An oasis of peace. That’s what you’ll find in Amsterdam’s Zuidas. And at the foot of the Symphony high-rise, is Bolenius, a restaurant that is as serene as its location in the business district.
Owned by Luc Kusters and Xavier Giesen, Bolenius serves Dutch-inspired dishes and was awarded their first Michelin star last year. It may have come as a surprise to the team (which just shows how incredibly humble and unassuming they are), but certainly not to their guests. I used to live right around the corner. And being practically the only fine-dining option (then) in the neighborhood, it was a restaurant we loved to frequent. Bolenius is also one of the restaurants that I featured at the beginning of my blogging journey and I hadn’t been back since. So it was extra special for me to go back and discover what Luc and Xavier have been up to since then!

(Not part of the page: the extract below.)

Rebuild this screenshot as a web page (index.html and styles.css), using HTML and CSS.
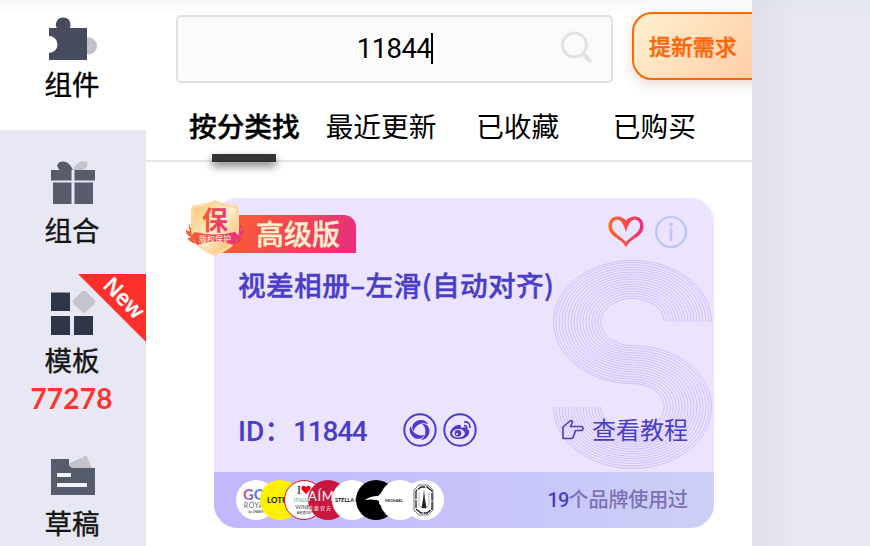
FILE: index.html
```html
<!DOCTYPE html>
<html lang="zh-CN">
<head>
<meta charset="utf-8">
<title>组件</title>
<link rel="stylesheet" href="styles.css">
</head>
<body>
<div class="app">
  <nav class="sidebar">
    <a class="nav-item active">
      <svg class="nav-icon" width="50" height="44" viewBox="0 0 50 44"><circle cx="40.500" cy="29" r="8.500" fill="#c1c1cc"/><path d="M1 11h7.700a7.300 7.300 0 1 1 13 0H39v32H1v-7a8.500 8.500 0 1 0 0-17z" fill="#474b5e"/></svg>
      <span class="nav-label">组件</span>
    </a>
    <a class="nav-item combo">
      <svg class="nav-icon" width="50" height="44" viewBox="0 0 50 44"><path d="M25 10C28 2 34 0 39 2c2 4-2 8-5 8z" fill="#c4c4ce"/><path d="M25 10C22 3 17 0 12 2c-4 2-3 6 0 8z" fill="#575c6d"/><path d="M3 10h20.500v10.500H3zM26.500 10H47v10.500H26.500zM5 22.500h18.500V44H5zM26.500 22.500H45V44H26.500z" fill="#575c6d"/></svg>
      <span class="nav-label">组合</span>
    </a>
    <a class="nav-item template">
      <svg class="nav-icon" width="50" height="46" viewBox="0 0 50 46"><path d="M3 3.500h19V22H3zM3 27h19v19H3zM26 27h19v19H26z" fill="#30364a"/><rect x="27.300" y="4" width="17.400" height="17.400" rx="3.500" fill="#c4c4ce" transform="rotate(45 36 12.700)"/></svg>
      <span class="nav-label">模板</span>
      <span class="nav-count">77278</span>
      <span class="ribbon"><b>New</b></span>
    </a>
    <a class="nav-item draft">
      <svg class="nav-icon" width="50" height="42" viewBox="0 0 50 42"><path d="M20 10 38.500 1.500 46 19H22z" fill="#c4c4ce"/><path d="M3 5h18v6.500l3 2.500h23v27H3z" fill="#575c6d"/><path d="M9 19h14v4H9zM9 29h30v4H9z" fill="#f1f3fa"/></svg>
      <span class="nav-label">草稿</span>
    </a>
  </nav>
  <main class="panel">
    <header class="toolbar">
      <div class="search"><span class="query">11844</span><i class="caret"></i>
        <svg class="search-icon" width="34" height="34" viewBox="0 0 34 34"><circle cx="14.500" cy="14" r="12" fill="none" stroke="#e2e2e5" stroke-width="3"/><path d="m22.500 22.500 8.500 8.500" stroke="#e2e2e5" stroke-width="4"/></svg>
      </div>
      <button class="request">提新需求</button>
    </header>
    <div class="tabs">
      <span class="tab current">按分类找</span>
      <span class="tab">最近更新</span>
      <span class="tab">已收藏</span>
      <span class="tab">已购买</span>
    </div>
    <article class="card">
      <svg class="pattern" width="161" height="212" viewBox="-1 -1 162 212" preserveAspectRatio="none">
        <path d="M159.500 62A79.500 61.500 0 0 0 .5 62A79.500 61.500 0 0 0 80 123.500A32 23.500 0 0 1 112 147A32 23.500 0 0 1 48 147"/>
        <path d="M157 62A77 59.600 0 0 0 3 62A77 59.600 0 0 0 80 121.600A35 25.400 0 0 1 115 147A35 25.400 0 0 1 45 147"/>
        <path d="M154 62A74 57.200 0 0 0 6 62A74 57.200 0 0 0 80 119.200A38 27.800 0 0 1 118 147A38 27.800 0 0 1 42 147"/>
        <path d="M151 62A71 54.800 0 0 0 9 62A71 54.800 0 0 0 80 116.800A41 30.200 0 0 1 121 147A41 30.200 0 0 1 39 147"/>
        <path d="M148 62A68 52.400 0 0 0 12 62A68 52.400 0 0 0 80 114.400A44 32.600 0 0 1 124 147A44 32.600 0 0 1 36 147"/>
        <path d="M145 62A65 50 0 0 0 15 62A65 50 0 0 0 80 112A47 35 0 0 1 127 147A47 35 0 0 1 33 147"/>
        <path d="M142 62A62 47.600 0 0 0 18 62A62 47.600 0 0 0 80 109.600A50 37.400 0 0 1 130 147A50 37.400 0 0 1 30 147"/>
        <path d="M139 62A59 45.200 0 0 0 21 62A59 45.200 0 0 0 80 107.200A53 39.800 0 0 1 133 147A53 39.800 0 0 1 27 147"/>
        <path d="M136 62A56 42.800 0 0 0 24 62A56 42.800 0 0 0 80 104.800A56 42.200 0 0 1 136 147A56 42.200 0 0 1 24 147"/>
        <path d="M133 62A53 40.400 0 0 0 27 62A53 40.400 0 0 0 80 102.400A59 44.600 0 0 1 139 147A59 44.600 0 0 1 21 147"/>
        <path d="M130 62A50 38 0 0 0 30 62A50 38 0 0 0 80 100A62 47 0 0 1 142 147A62 47 0 0 1 18 147"/>
        <path d="M127 62A47 35.600 0 0 0 33 62A47 35.600 0 0 0 80 97.600A65 49.400 0 0 1 145 147A65 49.400 0 0 1 15 147"/>
        <path d="M124 62A44 33.200 0 0 0 36 62A44 33.200 0 0 0 80 95.200A68 51.800 0 0 1 148 147A68 51.800 0 0 1 12 147"/>
        <path d="M121 62A41 30.800 0 0 0 39 62A41 30.800 0 0 0 80 92.800A71 54.200 0 0 1 151 147A71 54.200 0 0 1 9 147"/>
        <path d="M118 62A38 28.400 0 0 0 42 62A38 28.400 0 0 0 80 90.400A74 56.600 0 0 1 154 147A74 56.600 0 0 1 6 147"/>
        <path d="M115 62A35 26 0 0 0 45 62A35 26 0 0 0 80 88A77 59 0 0 1 157 147A77 59 0 0 1 3 147"/>
        <path d="M112 62A32 23.600 0 0 0 48 62A32 23.600 0 0 0 80 85.600A79.500 61.400 0 0 1 159.500 147A79.500 61.400 0 0 1 .5 147"/>
      </svg>
      <div class="card-top">
        <span class="level">高级版</span>
        <svg class="shield" width="62" height="58" viewBox="0 0 62 58">
          <defs>
            <linearGradient id="gold" x1="0" y1="0" x2="1" y2="1"><stop offset="0" stop-color="#f7c36f"/><stop offset=".5" stop-color="#fff0d0"/><stop offset="1" stop-color="#f3ae50"/></linearGradient>
            <linearGradient id="hot" x1="0" y1="0" x2="1" y2="0"><stop offset="0" stop-color="#fa5a30"/><stop offset="1" stop-color="#e5347a"/></linearGradient>
          </defs>
          <path d="M5 23q0 5 4 8l1-4q1 5 4 8v10q-6 0-11-6 4 0 4-1-6-3-5-8 2 3 4 2-2-4-1-9zM57 23q0 5-4 8l-1-4q-1 5-4 8v10q6 0 11-6-4 0-4-1 6-3 5-8-2 3-4 2 2-4 1-9z" fill="url(#hot)"/>
          <path d="M31 1q11 5 21 5 3 1 3 5v20c0 14-11 21-24 26C18 52 7 45 7 31V11q0-4 3-5 10 0 21-5z" fill="#fbd9a4"/>
          <path d="M31 4q10 4 19 5 2 0 2 3v19c0 12-10 18-21 23-11-5-21-11-21-23V12q0-3 2-3 9-1 19-5z" fill="url(#gold)"/>
          <text class="seal" x="31" y="31" text-anchor="middle" font-size="26" font-weight="700">保</text>
          <path d="M11 33q20 5 40 0l4 4-5 9q-19-7-37 0l-6-9z" fill="url(#hot)"/>
          <text x="31" y="42.500" text-anchor="middle" font-size="8" font-weight="500" fill="#ffe5c5">版权保护</text>
        </svg>
        <svg class="heart" width="38" height="36" viewBox="0 0 38 36"><defs><linearGradient id="love"><stop stop-color="#ff681f"/><stop offset="1" stop-color="#e83079"/></linearGradient></defs><path fill="url(#love)" fill-rule="evenodd" d="M19 6.500C16.500 3.500 13.500 2.500 10 2.500 5 2.500 1.500 6.500 1.500 12c0 10 10.500 12 14.500 17q2 2 3 4.500 1-2.500 3-4.500c4-5 14.500-7 14.500-17 0-5.500-3.500-9.500-8.500-9.500-3.500 0-6.500 1-9 4zM19 18C17 12 15 5.700 10 5.700 7 5.700 5 8 5 12c0 7 9 10 14 16 5-6 14-9 14-16 0-4-2-6.300-5-6.300C23 5.700 21 12 19 18z"/></svg>
        <svg class="info" width="34" height="34" viewBox="0 0 34 34"><circle cx="17" cy="17" r="15" fill="none" stroke="#bdc3fc" stroke-width="2.200"/><circle cx="17" cy="9.500" r="2" fill="#bdc3fc"/><path d="M17 14v11" stroke="#bdc3fc" stroke-width="2.600" stroke-linecap="round"/></svg>
      </div>
      <h2 class="title">视差相册–左滑(自动对齐)</h2>
      <div class="meta">
        <span class="id-label">ID：</span><span class="id-value">11844</span>
        <svg class="round first" width="34" height="34" viewBox="0 0 34 34"><circle cx="17" cy="17" r="15.700" fill="none" stroke="#4a3dc8" stroke-width="2"/><g fill="#4a3dc8"><path id="blade" d="M9.500 12.500Q12 7 18 7q5 0 7 4-6-2-10 1-3.500 2-4 6-2.500-2-1.500-5.500z"/><use href="#blade" transform="rotate(120 17 17)"/><use href="#blade" transform="rotate(240 17 17)"/></g></svg>
        <svg class="round" width="34" height="34" viewBox="0 0 34 34"><circle cx="17" cy="17" r="15.700" fill="none" stroke="#4a3dc8" stroke-width="2"/><path d="M7 20c0-4 7-9 10-8q2 1 1 3 6-2 6 1 3 1 2 4c-1 4-5 6-10 6s-9-2-9-6z" fill="#4a3dc8"/><ellipse cx="15.500" cy="20.300" rx="6.300" ry="4.300" fill="#ece3ff"/><circle cx="15" cy="20.300" r="3.300" fill="#4a3dc8"/><circle cx="14" cy="21" r="1.100" fill="#ece3ff"/><path d="M21 9q6-1 6 6M21 12.500q3 0 3 3" fill="none" stroke="#4a3dc8" stroke-width="1.700"/></svg>
        <span class="guide"><svg width="24" height="24" viewBox="0 0 24 24"><path d="M2 20.500V9l7-6q2-1 2.500 1L9.500 8.500H20q2 0 2 2t-2 2h-5.500l-2 6q-.5 2-2.500 2z" fill="none" stroke="#4a3dc8" stroke-width="1.600" stroke-linejoin="round"/></svg><span class="guide-text">查看教程</span></span>
      </div>
      <footer class="brands">
        <div class="logos">
          <span class="logo goo"><b>GO</b><i>ROYAL</i><small>by CHARM</small></span>
          <span class="logo lotus">LOTUS</span>
          <span class="logo wine"><b>I<svg width="10" height="9" viewBox="0 0 10 9"><path d="M5 9 1 5C-1 2 2-1 5 2c3-3 6 0 4 3z" fill="#f00018"/></svg></b><i>ITALIAN</i><i class="dark">WINES</i><small>意起酒大利</small></span>
          <span class="logo aim"><b>AÍM</b><i>爱慕官方</i></span>
          <span class="logo stella">STELLA L</span>
          <span class="logo black"><svg width="40" height="40" viewBox="0 0 40 40"><path d="M9 20q5-4 13-4l4-4v14l-3-2q1-4-3-4-5-1-11 0z" fill="#fff"/></svg></span>
          <span class="logo michael">MICHAEL</span>
          <span class="logo tower"><svg width="22" height="34" viewBox="0 0 22 34"><path d="M6 2h9l5 5v20l-5 5H6l-5-5V7z" fill="none" stroke="#777" stroke-width="1"/><path d="M3 8v18l5 4h6l5-4V8l-5-4H8z" fill="none" stroke="#222" stroke-width="1.300" stroke-dasharray="8 1"/><path d="M6 9v13l3 3h4l3-3V9" fill="none" stroke="#999" stroke-width=".7"/><path d="m11 6 .8 9 1.700 10h-5l1.700-10z" fill="#222"/></svg></span>
        </div>
        <span class="usage"><b>19</b>个品牌使用过</span>
      </footer>
    </article>
  </main>
  <aside class="edge"></aside>
  <div class="shade"></div>
</div>
</body>
</html>
```
FILE: styles.css
```css
* { box-sizing: border-box; }
body { margin: 0; background: #fff; font-family: "Noto Sans CJK SC", sans-serif; color: #000; }
.app { position: relative; display: grid; grid-template-columns: 146px 606px 118px; width: 870px; height: 546px; overflow: hidden; }
.sidebar { background: #e7e8f3; }
.nav-item { position: relative; display: flex; flex-direction: column; align-items: center; height: 130px; padding-top: 17px; color: #161616; }
.nav-item.active { background: #fff; color: #000; }
.nav-icon { flex: none; margin-left: -1px; }
.nav-label { margin: 2px 2px 0 0; font-size: 27.500px; line-height: 40px; -webkit-text-stroke: .4px; }
.nav-item.combo { height: 144px; padding-top: 30px; }
.combo .nav-label { margin-top: 5px; }
.combo .nav-icon, .template .nav-icon, .draft .nav-icon { margin-left: 0; }
.nav-item.template { height: 178px; padding-top: 15px; }
.template .nav-label { margin-top: 4px; }
.nav-count { font: bold 28px/36px Lato, sans-serif; color: #ff332e; margin: 1px 3px 0 0; letter-spacing: .2px; }
.nav-item.draft { padding-top: 2px; }
.draft .nav-label { margin-top: 6px; }
.ribbon { position: absolute; top: 0; right: 0; width: 68px; height: 68px; background: #ff302b; clip-path: polygon(0 0, 100% 0, 100% 100%); }
.ribbon b { position: absolute; left: 23px; top: 7px; font: 600 22px/32px "Open Sans", sans-serif; color: #fff; -webkit-text-stroke: .3px; transform: rotate(45deg); }
.panel { min-width: 0; overflow: hidden; }
.toolbar { display: flex; align-items: flex-start; padding: 12px 0 0 30px; height: 94px; }
.search { position: relative; flex: none; display: flex; justify-content: center; align-items: center; width: 437px; height: 68px; margin-top: 3px; border: 2px solid #e0e0e2; border-radius: 5px; background: #fbfbfd; }
.query { font: 27.500px/40px Roboto, sans-serif; letter-spacing: -.6px; margin-left: 1px; }
.caret { width: 2px; height: 31px; background: #000; margin-top: -2px; }
.search-icon { position: absolute; right: 17px; top: 14px; }
.request { flex: none; width: 140px; height: 68px; margin-left: 19px; padding: 0 0 2px 15px; text-align: left; border: 2px solid #ff6600; border-radius: 20px; background: linear-gradient(125deg, #fff0cf, #ffd1ab 85%); box-shadow: 0 5px 12px #a75b3038; color: #ff6508; font: 500 22px/30px "Noto Sans CJK SC", sans-serif; -webkit-text-stroke: .4px; letter-spacing: -.1px; }
.tabs { display: grid; grid-template-columns: repeat(4, 136.700px); height: 68px; padding-left: 30px; border-bottom: 2px solid #e6e6e6; }
.tab { position: relative; text-align: center; font-size: 27.700px; line-height: 62px; white-space: nowrap; }
.current { font-weight: 500; -webkit-text-stroke: .4px; }
.current::after { content: ""; position: absolute; left: 36px; bottom: -2px; width: 64px; height: 8px; background: #333; box-shadow: 0 4px 8px #0008; }
.card { position: relative; width: 500px; height: 330px; margin: 36px 0 0 68px; border-radius: 24px; background: #ece3ff; color: #4a3dc8; }
.pattern { position: absolute; left: 338px; top: 60.500px; fill: none; stroke: #c9bcf7; stroke-width: .9; }
.card-top { position: relative; display: flex; height: 55px; padding-top: 17px; }
.level { width: 142px; height: 38px; padding-left: 42px; border-radius: 0 12px 0 0; background: linear-gradient(110deg, #ff6328, #e52e7d); color: #fff0cc; font-size: 28px; font-weight: 500; line-height: 37px; -webkit-text-stroke: .4px; }
.shield { position: absolute; left: -30px; top: 1px; }
.seal { fill: url(#hot); }
.heart { margin: -1px 0 0 251px; }
.info { margin: 0 0 0 9px; }
.title { position: relative; margin: 10px 0 0 24px; font-size: 27.700px; line-height: 42px; font-weight: 500; -webkit-text-stroke: .4px; letter-spacing: .37px; white-space: nowrap; }
.meta { position: relative; display: flex; align-items: center; height: 48px; margin-top: 101px; padding: 0 26px 0 24px; font-size: 27px; font-weight: 500; }
.id-label { width: 55px; margin-top: -2px; white-space: nowrap; font-family: Roboto, "Noto Sans CJK SC", sans-serif; font-size: 28px; }
.id-value { width: 74px; margin-top: 3px; font: 500 28px/40px Roboto, sans-serif; letter-spacing: -1.200px; white-space: nowrap; }
.round { flex: none; margin-left: 6px; }
.round.first { margin-left: 36px; }
.guide { display: flex; align-items: center; gap: 7px; margin-left: auto; font-size: 24px; font-weight: 400; white-space: nowrap; }
.guide-text { margin-top: -3px; }
.brands { position: relative; display: flex; align-items: center; height: 56px; margin-top: 18px; padding: 0 26px 0 22px; border-radius: 0 0 24px 24px; background: linear-gradient(90deg, #c1b7fd, #ccd0f7); }
.logos { display: flex; }
.logo { flex: none; display: flex; flex-direction: column; justify-content: center; align-items: center; width: 40px; height: 40px; margin-right: -16px; border-radius: 50%; overflow: hidden; background: #fff; color: #111; font: bold 8px/9px Lato, sans-serif; white-space: nowrap; }
.logo i { font-style: normal; font-weight: 400; }
.logo small { font-size: 3px; font-weight: 400; line-height: 4px; }
.goo b { margin-left: -3px; font-size: 15px; line-height: 14px; color: transparent; background: linear-gradient(100deg, #e24b9e, #706fe1, #22b7e3); background-clip: text; }
.goo i { font-size: 7px; letter-spacing: .5px; color: #666; }
.lotus { background: #fff000; align-items: flex-start; padding-left: 7px; }
.wine { border: 1.500px solid #e30b20; }
.wine b { font: 12px/13px "Liberation Serif", serif; }
.wine i { font-size: 5.500px; line-height: 7px; color: #45a394; }
.wine i.dark { color: #444; }
.wine small { font: 3px/5px "Noto Sans CJK SC", sans-serif; }
.aim { background: #ca173e; color: #fff; align-items: flex-start; }
.aim b { font-size: 13px; line-height: 15px; font-weight: 400; letter-spacing: .6px; }
.aim i { font: 5px/8px "Noto Sans CJK SC", sans-serif; letter-spacing: 1px; }
.stella { font-size: 5.500px; align-items: flex-start; padding-left: 3px; }
.black { background: #000; }
.michael { font-size: 4px; align-items: flex-start; padding-left: 5px; }
.usage { margin-left: auto; font-size: 20px; line-height: 30px; color: #7d70b3; white-space: nowrap; font-family: Roboto, "Noto Sans CJK SC", sans-serif; font-weight: 500; letter-spacing: -.1px; }
.usage b { color: #4a3dc8; font-weight: 500; letter-spacing: -.8px; }
.edge { background: linear-gradient(90deg, #dfe0ea, #e7e8f1 45px); }
.shade { position: absolute; inset: 0 0 auto; height: 16px; background: linear-gradient(#cfd5e526, #cfd5e500); pointer-events: none; }
```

One of the restaurant’s prized features, is their ‘moestuin’ or vegetable garden. Right in the middle of the concrete jungle. In the garden you’ll find a variety of herbs, root vegetables and other greens. It is the heart of the restaurant and is what distinguishes the restaurant from others. Xavier talks passionately about the new seasonal produce. The garden produce is featured in several dishes on the menu and even highlighted in their ‘moestuin van de Zuidas’ dish, with asparagus, radish, silverskin onion, turnip and rhubarb. A wonderfully light and fresh summer starter.
On the menu
The Zuidas Vegetable garden (‘moestuin’)
Spaghetti of asparagus with clams
Halibut with ramson, garden beans and morel
Ham in hay with asparagus and potatoes
Red beet out of clay and Amsterdam pickles
Rhubarb with asparagus ice cream and strawberry
From the starter, we move on to a creamy and (insanely) satisfying dish of asparagus spaghetti with clams and caviar (one of my highlights) and a beautiful halibut with ramson dish.
For our main, we’re served a Dutch feast of ham out of hay, a traditional Limburg dish we’re told, cut table-side, with a table full of sides like potatoes, asparagus, quail eggs and apple syrup. The ham is prepared using old techniques of curing meat for 48 hours and slow-cooking it in a hay chest for 24 hours. It doesn’t get more Dutch than this! I love the boldness of the chefs to go for a course as traditional as this. It’s an hommage to the Dutch past and the restaurant isn’t afraid to stick with Dutch flavors. The ham and apple syrup – I could go for another round again!
Another treat finished table-side was the beet cooked in clay and salt. With a hammer, the clay is smashed and the beet inside is sliced into thin pieces and finished off with pickles.
To end the lunch, we’re served a stunning dessert of rhubarb, asparagus ice cream and strawberry. This was one of our highlights of this year. A dessert that is sweet and savory at the same time – a flavor sensation that is so unique for a dessert. Beautifully balanced, sweet, tart and a slight umami hint at the end.
We’re witnessing an explosion of restaurants opening up every week in Amsterdam. But only a handful are doing things worth talking about. At Bolenius they do things their own way. From sticking to Dutch glory and introducing guests to flavors and techniques from the past. And enticing foodies, who are almost always meat-lovers, with dishes where vegetables are the star, succeeding in something other restaurants could only dream of. I don’t know how they’re doing it, but they’re doing it!
Find Bolenius at George Gershwinlaan 30 (Symphony Tower) in Amsterdam.